What needs to be done:
Go through the entries and say how many lines contain the string "this". The number is the whole answer.

## begin Dataset records

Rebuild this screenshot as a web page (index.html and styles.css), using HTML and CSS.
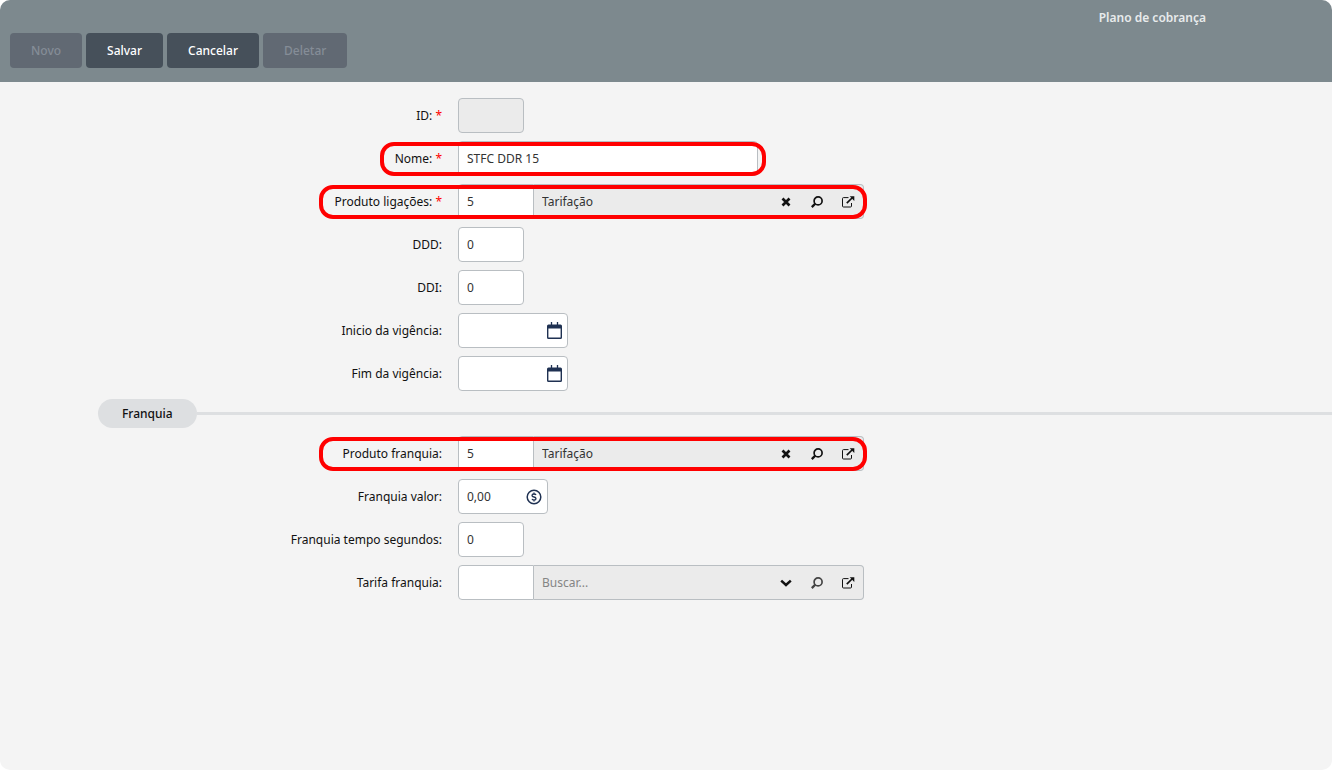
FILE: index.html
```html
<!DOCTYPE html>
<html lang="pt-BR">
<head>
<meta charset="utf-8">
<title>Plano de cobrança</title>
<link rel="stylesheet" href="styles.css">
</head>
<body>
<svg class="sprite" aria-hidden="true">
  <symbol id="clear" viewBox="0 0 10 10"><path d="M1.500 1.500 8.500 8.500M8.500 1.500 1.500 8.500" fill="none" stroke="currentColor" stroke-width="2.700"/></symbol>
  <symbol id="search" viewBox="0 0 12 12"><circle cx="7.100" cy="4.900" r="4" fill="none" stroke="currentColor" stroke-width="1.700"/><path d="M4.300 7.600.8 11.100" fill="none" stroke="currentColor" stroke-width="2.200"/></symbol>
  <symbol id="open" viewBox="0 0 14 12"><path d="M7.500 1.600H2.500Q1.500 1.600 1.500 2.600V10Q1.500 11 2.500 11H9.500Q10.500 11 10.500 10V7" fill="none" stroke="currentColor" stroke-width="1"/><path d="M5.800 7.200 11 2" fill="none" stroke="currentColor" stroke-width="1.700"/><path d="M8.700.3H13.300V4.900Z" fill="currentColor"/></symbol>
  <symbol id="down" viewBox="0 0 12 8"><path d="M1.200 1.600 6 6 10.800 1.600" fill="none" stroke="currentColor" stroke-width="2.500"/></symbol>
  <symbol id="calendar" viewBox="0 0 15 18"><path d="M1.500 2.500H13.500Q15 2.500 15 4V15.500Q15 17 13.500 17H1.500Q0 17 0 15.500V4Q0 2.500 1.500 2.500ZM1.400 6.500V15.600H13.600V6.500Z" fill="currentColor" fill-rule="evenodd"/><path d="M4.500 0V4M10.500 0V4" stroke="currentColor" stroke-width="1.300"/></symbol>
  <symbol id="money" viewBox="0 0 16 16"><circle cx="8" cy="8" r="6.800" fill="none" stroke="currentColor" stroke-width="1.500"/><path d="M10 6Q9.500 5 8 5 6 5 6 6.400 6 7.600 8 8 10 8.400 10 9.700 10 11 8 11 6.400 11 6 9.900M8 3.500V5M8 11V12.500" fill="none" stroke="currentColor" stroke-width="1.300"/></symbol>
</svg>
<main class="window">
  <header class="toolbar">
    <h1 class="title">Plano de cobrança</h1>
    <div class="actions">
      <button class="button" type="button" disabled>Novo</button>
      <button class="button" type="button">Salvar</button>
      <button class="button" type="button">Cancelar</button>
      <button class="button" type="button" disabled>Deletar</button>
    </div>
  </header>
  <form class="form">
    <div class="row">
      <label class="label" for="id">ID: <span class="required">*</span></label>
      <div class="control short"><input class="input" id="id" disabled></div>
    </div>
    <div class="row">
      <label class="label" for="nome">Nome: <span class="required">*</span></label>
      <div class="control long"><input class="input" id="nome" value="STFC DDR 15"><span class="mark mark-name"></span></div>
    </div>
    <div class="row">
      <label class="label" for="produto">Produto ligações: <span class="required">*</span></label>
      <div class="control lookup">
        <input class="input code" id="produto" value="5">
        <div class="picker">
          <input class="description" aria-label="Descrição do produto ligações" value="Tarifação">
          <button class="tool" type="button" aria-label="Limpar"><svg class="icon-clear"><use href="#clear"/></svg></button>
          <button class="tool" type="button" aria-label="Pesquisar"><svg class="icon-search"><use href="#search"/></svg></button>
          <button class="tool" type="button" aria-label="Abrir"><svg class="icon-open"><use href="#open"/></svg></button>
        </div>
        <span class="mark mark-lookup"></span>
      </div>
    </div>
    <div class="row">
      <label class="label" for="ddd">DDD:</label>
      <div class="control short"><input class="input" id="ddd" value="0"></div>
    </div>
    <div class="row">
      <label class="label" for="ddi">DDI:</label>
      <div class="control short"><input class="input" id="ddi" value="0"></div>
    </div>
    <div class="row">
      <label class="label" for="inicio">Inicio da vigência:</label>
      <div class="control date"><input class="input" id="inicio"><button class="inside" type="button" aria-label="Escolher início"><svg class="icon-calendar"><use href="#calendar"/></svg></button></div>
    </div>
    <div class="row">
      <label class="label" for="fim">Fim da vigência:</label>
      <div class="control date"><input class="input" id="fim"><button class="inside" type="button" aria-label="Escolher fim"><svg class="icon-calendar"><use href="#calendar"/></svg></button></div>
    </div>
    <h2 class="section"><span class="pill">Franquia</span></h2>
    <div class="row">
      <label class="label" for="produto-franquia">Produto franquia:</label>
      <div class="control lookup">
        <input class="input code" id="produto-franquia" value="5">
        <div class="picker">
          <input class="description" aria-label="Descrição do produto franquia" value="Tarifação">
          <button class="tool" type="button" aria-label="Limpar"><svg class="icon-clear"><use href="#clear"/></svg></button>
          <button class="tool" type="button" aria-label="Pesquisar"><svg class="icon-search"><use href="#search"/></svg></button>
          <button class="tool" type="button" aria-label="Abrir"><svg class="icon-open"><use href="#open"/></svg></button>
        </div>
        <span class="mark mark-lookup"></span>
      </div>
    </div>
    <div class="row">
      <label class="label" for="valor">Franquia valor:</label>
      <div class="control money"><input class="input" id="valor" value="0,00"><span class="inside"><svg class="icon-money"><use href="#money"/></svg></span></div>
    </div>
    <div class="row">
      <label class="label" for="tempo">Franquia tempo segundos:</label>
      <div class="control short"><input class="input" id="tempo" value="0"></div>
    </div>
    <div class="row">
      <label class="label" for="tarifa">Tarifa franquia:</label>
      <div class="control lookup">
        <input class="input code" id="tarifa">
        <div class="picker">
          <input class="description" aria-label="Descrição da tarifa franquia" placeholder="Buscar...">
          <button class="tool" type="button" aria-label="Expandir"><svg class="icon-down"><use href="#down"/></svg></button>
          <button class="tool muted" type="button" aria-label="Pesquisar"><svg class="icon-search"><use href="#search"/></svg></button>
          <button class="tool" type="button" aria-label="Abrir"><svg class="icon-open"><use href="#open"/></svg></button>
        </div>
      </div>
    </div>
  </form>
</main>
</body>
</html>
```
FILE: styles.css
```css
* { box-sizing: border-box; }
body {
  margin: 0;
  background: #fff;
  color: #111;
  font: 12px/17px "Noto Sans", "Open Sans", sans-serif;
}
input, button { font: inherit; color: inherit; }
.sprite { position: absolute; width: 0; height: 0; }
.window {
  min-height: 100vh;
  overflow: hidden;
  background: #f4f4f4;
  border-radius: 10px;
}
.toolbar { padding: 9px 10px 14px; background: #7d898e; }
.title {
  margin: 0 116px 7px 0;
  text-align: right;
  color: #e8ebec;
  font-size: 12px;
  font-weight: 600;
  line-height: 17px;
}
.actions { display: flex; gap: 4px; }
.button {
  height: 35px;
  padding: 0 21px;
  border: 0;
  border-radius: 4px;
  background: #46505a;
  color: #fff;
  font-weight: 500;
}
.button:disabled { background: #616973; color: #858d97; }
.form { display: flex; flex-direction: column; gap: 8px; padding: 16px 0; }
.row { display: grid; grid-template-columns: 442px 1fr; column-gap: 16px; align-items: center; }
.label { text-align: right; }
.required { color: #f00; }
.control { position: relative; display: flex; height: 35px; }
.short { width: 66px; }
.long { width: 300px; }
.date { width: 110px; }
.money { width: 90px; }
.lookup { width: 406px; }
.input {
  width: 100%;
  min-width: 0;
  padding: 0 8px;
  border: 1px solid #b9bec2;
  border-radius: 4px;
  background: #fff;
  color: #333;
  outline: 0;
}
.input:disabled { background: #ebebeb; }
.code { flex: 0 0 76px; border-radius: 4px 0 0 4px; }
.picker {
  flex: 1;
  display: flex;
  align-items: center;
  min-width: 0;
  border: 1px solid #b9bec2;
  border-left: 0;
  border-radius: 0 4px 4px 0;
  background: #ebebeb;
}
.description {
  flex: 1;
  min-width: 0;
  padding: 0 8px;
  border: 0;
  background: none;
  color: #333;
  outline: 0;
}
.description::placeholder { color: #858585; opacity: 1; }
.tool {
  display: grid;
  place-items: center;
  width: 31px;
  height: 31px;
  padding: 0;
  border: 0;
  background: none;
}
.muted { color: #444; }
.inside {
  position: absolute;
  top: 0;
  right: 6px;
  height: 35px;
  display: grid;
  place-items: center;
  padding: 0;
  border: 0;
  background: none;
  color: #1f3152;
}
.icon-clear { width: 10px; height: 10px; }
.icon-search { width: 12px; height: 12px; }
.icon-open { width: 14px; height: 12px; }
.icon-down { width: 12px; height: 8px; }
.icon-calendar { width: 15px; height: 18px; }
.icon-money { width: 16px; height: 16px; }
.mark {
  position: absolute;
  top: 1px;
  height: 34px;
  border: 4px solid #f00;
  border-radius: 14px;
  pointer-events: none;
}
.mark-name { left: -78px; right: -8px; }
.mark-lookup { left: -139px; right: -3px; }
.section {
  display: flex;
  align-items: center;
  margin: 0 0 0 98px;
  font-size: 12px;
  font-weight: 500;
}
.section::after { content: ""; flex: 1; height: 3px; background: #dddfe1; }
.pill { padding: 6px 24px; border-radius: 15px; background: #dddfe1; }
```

## end Dataset records
## begin Dataset records

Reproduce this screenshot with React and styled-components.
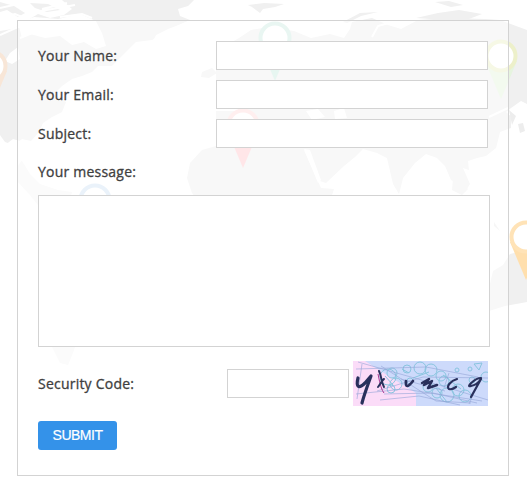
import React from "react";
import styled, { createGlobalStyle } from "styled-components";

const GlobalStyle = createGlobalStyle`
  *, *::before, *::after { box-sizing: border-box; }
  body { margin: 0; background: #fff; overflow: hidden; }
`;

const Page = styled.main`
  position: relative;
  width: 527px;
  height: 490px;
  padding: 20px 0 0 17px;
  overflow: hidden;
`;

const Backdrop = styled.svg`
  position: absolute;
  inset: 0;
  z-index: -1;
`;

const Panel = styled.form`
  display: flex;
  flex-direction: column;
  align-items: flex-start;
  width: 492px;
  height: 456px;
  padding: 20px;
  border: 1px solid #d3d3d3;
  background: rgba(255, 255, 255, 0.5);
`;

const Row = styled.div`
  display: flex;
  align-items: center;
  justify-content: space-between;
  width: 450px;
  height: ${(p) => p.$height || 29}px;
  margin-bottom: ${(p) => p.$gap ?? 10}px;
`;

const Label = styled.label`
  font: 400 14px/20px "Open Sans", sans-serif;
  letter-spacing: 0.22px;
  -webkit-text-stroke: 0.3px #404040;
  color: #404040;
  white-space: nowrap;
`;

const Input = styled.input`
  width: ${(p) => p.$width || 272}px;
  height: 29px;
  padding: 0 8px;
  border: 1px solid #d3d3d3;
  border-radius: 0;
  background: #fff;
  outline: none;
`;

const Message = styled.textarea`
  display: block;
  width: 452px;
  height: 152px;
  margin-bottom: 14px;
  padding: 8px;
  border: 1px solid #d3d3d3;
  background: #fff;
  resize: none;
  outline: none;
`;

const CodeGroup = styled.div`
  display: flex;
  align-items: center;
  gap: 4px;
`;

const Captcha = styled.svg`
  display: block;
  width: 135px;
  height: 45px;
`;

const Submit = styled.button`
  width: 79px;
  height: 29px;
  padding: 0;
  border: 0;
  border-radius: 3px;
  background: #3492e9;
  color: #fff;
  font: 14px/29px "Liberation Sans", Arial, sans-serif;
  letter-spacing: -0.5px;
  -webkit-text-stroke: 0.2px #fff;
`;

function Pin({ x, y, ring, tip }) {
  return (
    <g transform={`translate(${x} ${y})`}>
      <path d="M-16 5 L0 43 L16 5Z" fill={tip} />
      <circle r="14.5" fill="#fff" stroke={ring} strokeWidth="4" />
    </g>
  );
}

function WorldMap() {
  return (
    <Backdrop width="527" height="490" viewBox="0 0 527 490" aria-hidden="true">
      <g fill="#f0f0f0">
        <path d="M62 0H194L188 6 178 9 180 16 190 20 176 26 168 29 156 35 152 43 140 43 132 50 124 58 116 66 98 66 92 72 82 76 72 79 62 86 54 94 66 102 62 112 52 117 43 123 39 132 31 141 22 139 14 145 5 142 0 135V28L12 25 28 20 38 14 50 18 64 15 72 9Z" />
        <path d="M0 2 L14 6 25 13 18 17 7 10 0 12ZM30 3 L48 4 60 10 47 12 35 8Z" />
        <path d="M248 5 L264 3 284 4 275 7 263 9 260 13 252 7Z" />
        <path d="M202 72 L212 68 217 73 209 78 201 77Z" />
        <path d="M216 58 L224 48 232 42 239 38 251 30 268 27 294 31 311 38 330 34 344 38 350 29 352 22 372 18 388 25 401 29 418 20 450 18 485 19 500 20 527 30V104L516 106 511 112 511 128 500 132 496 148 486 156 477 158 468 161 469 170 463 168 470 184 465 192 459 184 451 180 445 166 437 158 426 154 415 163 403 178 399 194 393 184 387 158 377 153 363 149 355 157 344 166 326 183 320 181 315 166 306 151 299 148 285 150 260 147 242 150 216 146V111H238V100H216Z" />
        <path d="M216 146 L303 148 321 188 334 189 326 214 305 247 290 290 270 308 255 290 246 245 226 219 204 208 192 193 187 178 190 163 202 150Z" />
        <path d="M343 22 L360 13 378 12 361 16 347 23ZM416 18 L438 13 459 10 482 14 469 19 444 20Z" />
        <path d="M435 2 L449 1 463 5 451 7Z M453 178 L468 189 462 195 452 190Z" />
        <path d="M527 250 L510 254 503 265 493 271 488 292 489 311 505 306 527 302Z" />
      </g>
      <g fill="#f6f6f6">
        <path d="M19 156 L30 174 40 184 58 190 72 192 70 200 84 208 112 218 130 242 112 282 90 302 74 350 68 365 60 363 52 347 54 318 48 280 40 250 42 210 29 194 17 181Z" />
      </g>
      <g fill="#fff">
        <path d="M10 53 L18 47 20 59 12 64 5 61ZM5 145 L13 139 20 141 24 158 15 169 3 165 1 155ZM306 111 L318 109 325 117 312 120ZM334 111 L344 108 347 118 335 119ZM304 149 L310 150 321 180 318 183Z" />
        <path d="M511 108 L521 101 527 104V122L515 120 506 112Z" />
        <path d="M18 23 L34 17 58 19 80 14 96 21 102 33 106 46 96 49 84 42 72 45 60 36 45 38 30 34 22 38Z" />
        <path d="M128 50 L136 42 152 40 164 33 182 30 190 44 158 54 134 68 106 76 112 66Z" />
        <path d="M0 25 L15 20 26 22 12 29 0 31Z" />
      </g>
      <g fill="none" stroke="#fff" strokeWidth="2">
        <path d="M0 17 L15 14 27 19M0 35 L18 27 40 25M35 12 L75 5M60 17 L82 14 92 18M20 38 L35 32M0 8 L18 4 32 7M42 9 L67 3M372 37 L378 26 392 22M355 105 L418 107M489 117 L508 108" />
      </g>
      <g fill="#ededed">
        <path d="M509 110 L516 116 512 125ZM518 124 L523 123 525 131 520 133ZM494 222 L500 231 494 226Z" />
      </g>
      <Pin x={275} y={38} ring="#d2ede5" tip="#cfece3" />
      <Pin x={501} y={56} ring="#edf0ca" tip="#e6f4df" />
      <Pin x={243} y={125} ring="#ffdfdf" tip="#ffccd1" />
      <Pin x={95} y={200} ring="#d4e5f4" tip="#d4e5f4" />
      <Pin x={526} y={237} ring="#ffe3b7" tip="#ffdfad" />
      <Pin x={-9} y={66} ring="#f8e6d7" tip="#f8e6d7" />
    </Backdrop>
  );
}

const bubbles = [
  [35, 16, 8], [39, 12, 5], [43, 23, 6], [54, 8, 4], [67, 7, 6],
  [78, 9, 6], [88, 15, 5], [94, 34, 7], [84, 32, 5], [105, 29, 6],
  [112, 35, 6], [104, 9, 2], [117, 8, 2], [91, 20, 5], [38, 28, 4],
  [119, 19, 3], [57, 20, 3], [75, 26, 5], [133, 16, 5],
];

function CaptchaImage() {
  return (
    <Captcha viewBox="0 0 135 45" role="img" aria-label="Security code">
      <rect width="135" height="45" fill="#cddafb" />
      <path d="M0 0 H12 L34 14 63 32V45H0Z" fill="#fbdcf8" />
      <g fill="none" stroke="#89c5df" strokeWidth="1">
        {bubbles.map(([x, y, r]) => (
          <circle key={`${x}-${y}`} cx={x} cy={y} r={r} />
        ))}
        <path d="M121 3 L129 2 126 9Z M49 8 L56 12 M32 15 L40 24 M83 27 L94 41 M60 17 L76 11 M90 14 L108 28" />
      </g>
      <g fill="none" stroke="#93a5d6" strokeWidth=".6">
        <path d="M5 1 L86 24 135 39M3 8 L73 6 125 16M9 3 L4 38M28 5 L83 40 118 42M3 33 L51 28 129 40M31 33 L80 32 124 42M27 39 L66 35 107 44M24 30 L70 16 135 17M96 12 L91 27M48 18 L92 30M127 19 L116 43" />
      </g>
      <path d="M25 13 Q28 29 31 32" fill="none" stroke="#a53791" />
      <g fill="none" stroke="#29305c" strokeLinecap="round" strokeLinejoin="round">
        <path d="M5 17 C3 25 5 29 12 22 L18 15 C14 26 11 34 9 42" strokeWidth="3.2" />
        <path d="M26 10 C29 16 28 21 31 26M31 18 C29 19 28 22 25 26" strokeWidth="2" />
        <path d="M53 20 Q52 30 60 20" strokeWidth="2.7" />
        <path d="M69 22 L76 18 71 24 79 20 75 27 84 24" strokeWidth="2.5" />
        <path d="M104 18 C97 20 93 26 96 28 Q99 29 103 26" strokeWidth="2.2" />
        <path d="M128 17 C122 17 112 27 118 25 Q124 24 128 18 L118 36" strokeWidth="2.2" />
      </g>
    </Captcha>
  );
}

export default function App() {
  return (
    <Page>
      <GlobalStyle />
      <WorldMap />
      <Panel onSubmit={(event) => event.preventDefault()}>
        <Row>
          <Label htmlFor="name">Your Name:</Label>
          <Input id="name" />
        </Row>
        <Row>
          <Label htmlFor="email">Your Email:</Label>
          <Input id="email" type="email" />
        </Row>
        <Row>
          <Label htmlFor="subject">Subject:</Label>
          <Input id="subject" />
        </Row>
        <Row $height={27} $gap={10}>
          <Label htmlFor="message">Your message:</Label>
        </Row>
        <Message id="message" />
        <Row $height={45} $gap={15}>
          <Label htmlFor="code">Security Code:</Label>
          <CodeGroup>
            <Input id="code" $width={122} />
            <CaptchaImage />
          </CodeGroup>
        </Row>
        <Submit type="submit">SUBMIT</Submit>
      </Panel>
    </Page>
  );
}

## end Dataset records

Reply to the task:
2